The doorman starts the show out with a big opening number. Michael Bennett is the emcee and the comic and our vision of him is sort of Pal Joey 30 years later. He's got a lot of lines of my father's, but also stuff my father would take and we've skewed it funny. My father had a routine with a dummy called the Bull Fighter. I took a few lines of that and we built a whole Western routine for Rusty and Buddy, which is Michael, to do a whole burlesque routine that segues into a number called "Ride 'em Cowboy." Our exotic act is Camille Leon the Lizard Lady--
Q: What's the premise?
A: The premise is that you wouldn't have all these star strips on one bill. First of all this is one of the smaller clubs, say down around the 600 - 700 block of Bourbon. The gangster that runs it is the nephew of the mob boss, he's lower echelon mafia and Rusty is his girl friend. The girls have been arrested for b drinking and obscenity and some of these lower life forms, as Rusty says, masquerading as human beings and running these clubs, aren't bailing the girls out. So they're starting a bail bond fund, the S.O.S. fund-Save Our Strippers-so that when these girls get arrested--
Q: So this is a benefit performance.
A: Yes. A benefit performance to start this fund up.

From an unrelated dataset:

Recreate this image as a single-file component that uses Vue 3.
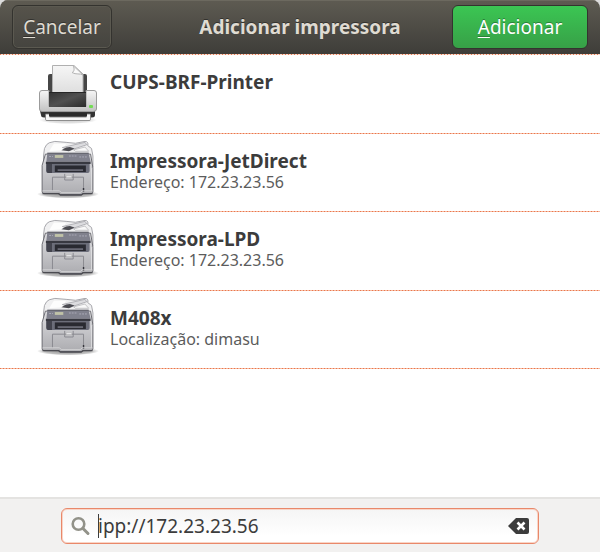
<script setup>
import { ref } from 'vue'

const printers = [
  { name: 'CUPS-BRF-Printer', detail: '', icon: 'printer' },
  { name: 'Impressora-JetDirect', detail: 'Endereço: 172.23.23.56', icon: 'multifunction' },
  { name: 'Impressora-LPD', detail: 'Endereço: 172.23.23.56', icon: 'multifunction' },
  { name: 'M408x', detail: 'Localização: dimasu', icon: 'multifunction' },
]
const address = ref('ipp://172.23.23.56')
</script>

<template>
  <div class="dialog">
    <svg class="defs" aria-hidden="true">
      <defs>
        <linearGradient id="paper" x1="0" y1="0" x2="0" y2="1">
          <stop offset="0" stop-color="#f6f6f6" /><stop offset="1" stop-color="#dcdcdc" />
        </linearGradient>
        <linearGradient id="shell" x1="0" y1="0" x2="0" y2="1">
          <stop offset="0" stop-color="#f6f6f6" /><stop offset="1" stop-color="#c2c2c2" />
        </linearGradient>
        <linearGradient id="dark" x1="0" y1="0" x2="1" y2="1">
          <stop offset="0" stop-color="#333" /><stop offset=".5" stop-color="#505050" /><stop offset="1" stop-color="#2b2b2b" />
        </linearGradient>
        <linearGradient id="mfp" x1="0" y1="0" x2="0" y2="1">
          <stop offset="0" stop-color="#dedee1" /><stop offset="1" stop-color="#acacb0" />
        </linearGradient>
        <radialGradient id="shade">
          <stop offset="0" stop-color="#000" stop-opacity=".5" /><stop offset=".75" stop-color="#000" stop-opacity=".28" /><stop offset="1" stop-color="#000" stop-opacity="0" />
        </radialGradient>
        <symbol id="printer" viewBox="0 0 64 64">
          <ellipse cx="32" cy="58" rx="29" ry="4" fill="url(#shade)" opacity=".4" />
          <rect x="12" y="12" width="39" height="22" rx="2" fill="#464646" />
          <path d="M16.500 3.500H38L47 12V34H16.500Z" fill="url(#paper)" stroke="#b0b0b0" />
          <path d="M37 3.500C39 7 38 10 36 10.500C40 13 44 11 47 13Z" fill="#fafafa" stroke="#b4b4b4" />
          <path d="M4 49H59V53Q59 55.500 56 55.500H8Q5 55.500 5 53Z" fill="#333" />
          <path d="M6 28.500H13V44.500H50V28.500H58Q60.500 28.500 60.500 31V47Q60.500 49.500 57 49.500H6Q3.500 49.500 3.500 47V31Q3.500 28.500 6 28.500Z" fill="url(#shell)" stroke="#9b9b9b" />
          <path d="M13 30H50V45H13Z" fill="url(#dark)" />
          <path d="M13 30.500H50" stroke="#262626" />
          <path d="M9.500 52H13.500V55H50.500V52H54.500V57.500Q54.500 58.500 53 58.500H11Q9.500 58.500 9.500 57.500Z" fill="#f7f7f7" stroke="#777" stroke-width=".8" />
          <rect x="13" y="51" width="38" height="3" fill="#2a2a2a" />
          <rect x="53" y="43" width="4" height="3" rx="1" fill="#74dc55" />
        </symbol>
        <symbol id="multifunction" viewBox="-2 0 68 68">
          <ellipse cx="32" cy="57.500" rx="33" ry="4.500" fill="url(#shade)" opacity=".9" />
          <path d="M6 17L7 9Q9 4 12 3L18 1.500L30 2.500L40 3.500L50 1.500Q54 1.500 53 6L57 9L58.500 17V29H6Z" fill="#f0f0f1" stroke="#a2a2a7" />
          <path d="M12 12L17 4H30L26 11Z" fill="#fdfdfd" />
          <path d="M26 8L50 2.500L52 5L34 11Z" fill="#dcdcdf" stroke="#a2a2a7" stroke-width=".8" />
          <path d="M30 8L34 7.500L39 9L33 12L25 11Z" fill="#4b4b51" />
          <path d="M38 10.500L50 7.500L54 12H40Z" fill="#f9f9f9" stroke="#acacb0" stroke-width=".7" />
          <path d="M8 15H56L58.500 30V55Q58.500 57 56 57H48L46 58H24L22 57H7Q4.500 57 4.500 55V27Z" fill="url(#mfp)" stroke="#66666d" />
          <path d="M10 14H54L56 23H9Z" fill="#80818d" />
          <path d="M10 14H54" stroke="#50515b" />
          <rect x="18" y="16" width="9" height="3" fill="#c0c3a8" />
          <path d="M12 17.500H16M33 17H41M44 18H52" stroke="#acacba" stroke-dasharray="2 1" />
          <path d="M8.500 23H56V25.500H8.500Z" fill="#383941" />
          <path d="M9 25.500H55V33Q55 35 53 35H11Q9 35 9 33Z" fill="#6c6e7a" />
          <path d="M9 25.500H15V35H11Q9 35 9 33Z" fill="#43444e" />
          <path d="M18 27H51V34H18Z" fill="#292a31" />
          <path d="M21 31H48V33H21Z" fill="#686974" />
          <path d="M57 30V54" fill="none" stroke="#ececee" opacity=".7" />
          <path d="M15.500 54V39.500H48.500V54M28.500 36V42.500H37.500V36" fill="none" stroke="#88888e" />
          <path d="M30 38H36V40H30Z" fill="#eaeaec" stroke="#aaa" stroke-width=".5" />
          <path d="M48.500 51V55" stroke="#34343b" stroke-width="1.500" />
          <path d="M5 54H23L25 56H45L47 54H58" fill="none" stroke="#d5d5d8" />
          <path d="M5 57H22L24 58.500H46L48 57H58" fill="none" stroke="#4b4b51" stroke-width="1.500" />
        </symbol>
      </defs>
    </svg>

    <header class="titlebar">
      <button type="button" class="button cancel"><u>C</u>ancelar</button>
      <h1>Adicionar impressora</h1>
      <button type="button" class="button add"><u>A</u>dicionar</button>
    </header>

    <ul class="list">
      <li v-for="printer in printers" :key="printer.name" class="row">
        <svg class="device" aria-hidden="true"><use :href="'#' + printer.icon" /></svg>
        <div class="info">
          <strong>{{ printer.name }}</strong>
          <span v-if="printer.detail">{{ printer.detail }}</span>
        </div>
      </li>
    </ul>

    <footer class="footer">
      <div class="search">
        <svg class="lens" viewBox="0 0 20 20" aria-hidden="true">
          <circle cx="7.500" cy="8" r="5.800" fill="none" stroke="#929289" stroke-width="2.600" />
          <path d="M12 12.500L17 17.500" stroke="#929289" stroke-width="3" stroke-linecap="round" />
        </svg>
        <div class="field">
          <input v-model="address" type="text" aria-label="Endereço da impressora" spellcheck="false" />
          <span class="caret"></span>
        </div>
        <button type="button" class="clear" aria-label="Limpar" @click="address = ''">
          <svg viewBox="0 0 22 16" aria-hidden="true">
            <path d="M8 0H19Q21 0 21 2V14Q21 16 19 16H8L0 8Z" fill="#3c3c3c" />
            <path d="M9.500 4.500L16.500 11.500M16.500 4.500L9.500 11.500" stroke="#fff" stroke-width="2.600" />
          </svg>
        </button>
      </div>
    </footer>
  </div>
</template>

<style>
body {
  margin: 0;
  background: #dcdcdc;
}
</style>

<style scoped>
.dialog {
  box-sizing: border-box;
  display: flex;
  flex-direction: column;
  min-height: 100vh;
  overflow: hidden;
  border-radius: 8px 8px 0 0;
  background: #fff;
  color: #3c3c3c;
  font-family: "Noto Sans", "Open Sans", sans-serif;
  font-size: 19px;
}
.defs {
  position: absolute;
  width: 0;
  height: 0;
}
.titlebar {
  display: grid;
  grid-template-columns: 1fr auto 1fr;
  align-items: center;
  box-sizing: border-box;
  height: 54px;
  padding: 0 12px;
  background: linear-gradient(#5e5b52, #3e3d39);
  box-shadow: inset 0 1px #6c695f;
  color: #dfdbd2;
}
h1 {
  margin: 0;
  font-size: 19px;
  font-weight: 700;
  line-height: 24px;
  text-shadow: 0 -1px #33322e;
}
.button {
  box-sizing: border-box;
  height: 44px;
  padding: 0 10px;
  border: 1px solid #34332f;
  border-radius: 6px;
  color: #dfdbd2;
  font: inherit;
  line-height: 24px;
  text-shadow: 0 -1px #33322e;
}
.cancel {
  justify-self: start;
  min-width: 100px;
  background: linear-gradient(#56534b, #45443f);
  box-shadow: inset 0 0 0 1px #5b5950;
}
.add {
  justify-self: end;
  min-width: 136px;
  background: linear-gradient(#3bc653, #37a047);
  color: #fff;
  text-shadow: 0 -1px #2b8038;
}
u {
  text-decoration-thickness: 1px;
  text-underline-offset: 3px;
}
.list {
  display: grid;
  grid-auto-rows: 1fr;
  box-sizing: border-box;
  min-height: 315px;
  margin: 0;
  padding: 1px 0 0;
  background: repeating-linear-gradient(90deg, #e57a50 0 1px, #fbd9cb 1px 3px) top / 100% 1px no-repeat;
  list-style: none;
}
.row {
  display: flex;
  align-items: center;
  gap: 10px;
  padding: 0 36px 1px;
  background: repeating-linear-gradient(90deg, #e8764b 0 1px, #f6b89f 1px 3px) bottom / 100% 1px no-repeat;
}
.device {
  flex: none;
  width: 64px;
  height: 64px;
}
.info {
  display: flex;
  flex-direction: column;
  align-self: flex-start;
  padding-top: 16px;
}
.info strong {
  line-height: 22px;
}
.info span {
  color: #5c5c5c;
  font-size: 16px;
  line-height: 20px;
}
.footer {
  margin-top: auto;
  padding: 9px 61px 8px;
  border-top: 2px solid #e4e3e1;
  background: #f2f1f0;
}
.search {
  display: flex;
  align-items: center;
  box-sizing: border-box;
  height: 36px;
  padding: 0 8px 0 9px;
  border: 1px solid #e9886a;
  border-radius: 6px;
  background: linear-gradient(#f5f5f5, #fff 80%);
  box-shadow: inset 0 0 0 1px #f9d5c7;
}
.lens {
  flex: none;
  width: 20px;
  height: 20px;
  margin-right: 7px;
}
.field {
  position: relative;
  flex: 1;
  display: flex;
  min-width: 0;
}
input {
  width: 100%;
  min-width: 0;
  padding: 0;
  border: 0;
  outline: 0;
  background: none;
  color: #3c3c3c;
  font: inherit;
  line-height: 24px;
}
.caret {
  position: absolute;
  top: 0;
  left: 0;
  width: 1px;
  height: 24px;
  background: #3c3c3c;
}
.clear {
  display: flex;
  padding: 0;
  border: 0;
  background: none;
}
.clear svg {
  width: 22px;
  height: 16px;
}
</style>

Q: But the benefit is happening inside the club--
A: The Club Toot Sweet. Because this is Rusty's idea and Rusty and the cashier, Miss B, who was Miss Bourbon Street of 1948 and now she makes costumes for the girls and keeps the books for the gangsters. So they've enticed the girls from the Show Bar and the Old French Opera House and the Moulin Rouge, all these star strips to come. And there's some rivalry among the girls.
Q: So that's your tension.
A: Toot Sweet is so small that the other star strip at the Club Toot Sweet is Dixie Lee Barrymore, the Bernhardt of Burlesque [Renee Maxwell], who also doubles as the camera girl and doesn't like doing it one bit.
Q: Is there a denouement?
A: Yes there is. You'll have to come see it.